How, then, are our customers coming back and are all of our engineers at ease? The answer, it turns out, is that we humans are really bad at calculating risk. We fear much from small risks and avoid any thought of big ones; all the cognitive heuristics and biases that we use, coupled with our risk averse personalities, make us crave for reassurance that our actions are as risk free as possible. That is where trustworthy computing groups come in; that is where we satisfy that craving. It does not matter that we do not know for sure if our actions are adding value or not; our customers do not care, at least not that much. Management certainly does care, it is only logical that we do make things better by checking software than by not checking it, but our customers value more the feeling we provide, the familiarity of the experience, the consistency of the service, the distribution of responsibility, and the visibility of our process.

Anyway, I digress. I will probably write more about securing software some other time, but I did want to arrive to that part about the metrics that the industry values. Of them, visibility is very important, as I found out on my own and as it has been discussed recently because of the stack ranking used at Microsoft. In the tech industry, visibility is king. In the end, visibility is what Jeff Atwood suggested, as many others have, to become awesome: create things and do it in public!

In recent days I contacted Tess Rinearson because a friend of mine told me she had met her over the weekend. I had read some of her posts thanks to Hacker News, and had not realized that she was also interning at Microsoft. I went to her blog, read some posts, and took a look at her resume. I was impressed to see everything she has accomplished for her (slightly) young(er) age.

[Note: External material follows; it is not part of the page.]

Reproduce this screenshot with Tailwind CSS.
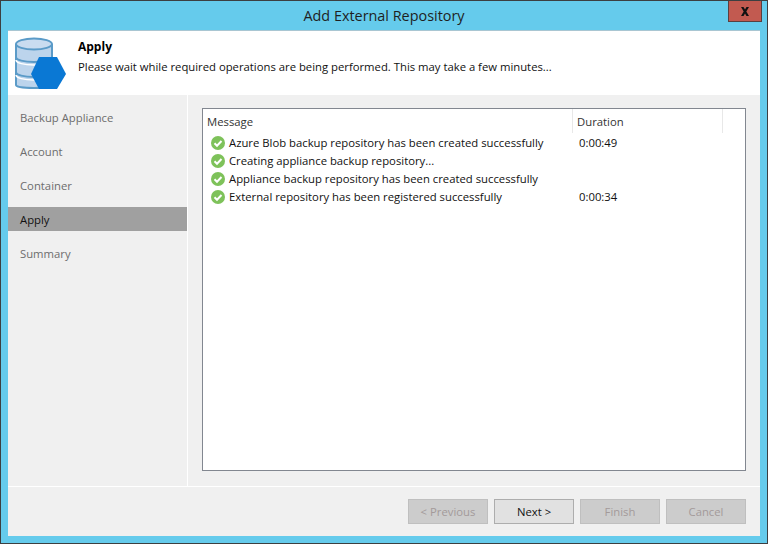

I suggested that we should meet for lunch and talk about personal branding, something that I think she is good at, even if she does not realize it. I liked her answer. The conversation was something like:

Me: I basically wanted to talk about career dev, personal branding and tech in general 🙂 I like your blog posts.

Tess: Thanks. I honestly haven’t done a ton of that, at least not intentionally. I’m a freshman >.> so mostly I just have been writing and thinking.

She has just been writing and thinking. Well, that is a helluva an answer. I had been thinking of starting a blog for a while, carefully selecting my topics, deciding on what I would be writing in advance. I had it all wrong. Your persona is not something you design and showcase. Sure, you can try to engineer it, but you will only be cheating other people and possibly making a fool of yourself in the future. No, your persona is something that shows every day and that is inherent to all the things that interest you. You do not have to choose what you write about; you do not even have to think too much about what you work on. If your brand is interesting and worthwhile, it will show and other people will enjoy it and find value in it.

So here. This is my first post and this is how I have chosen to showcase it. I had been doing a lot of thinking, but not a lot of writing. I’ll follow Tess’s simple response and hope that the conversation I have with all of you is worthwhile and that it makes for a coherent picture of who I am.

With that said, I leave for lunch. Blue cheese burger anyone?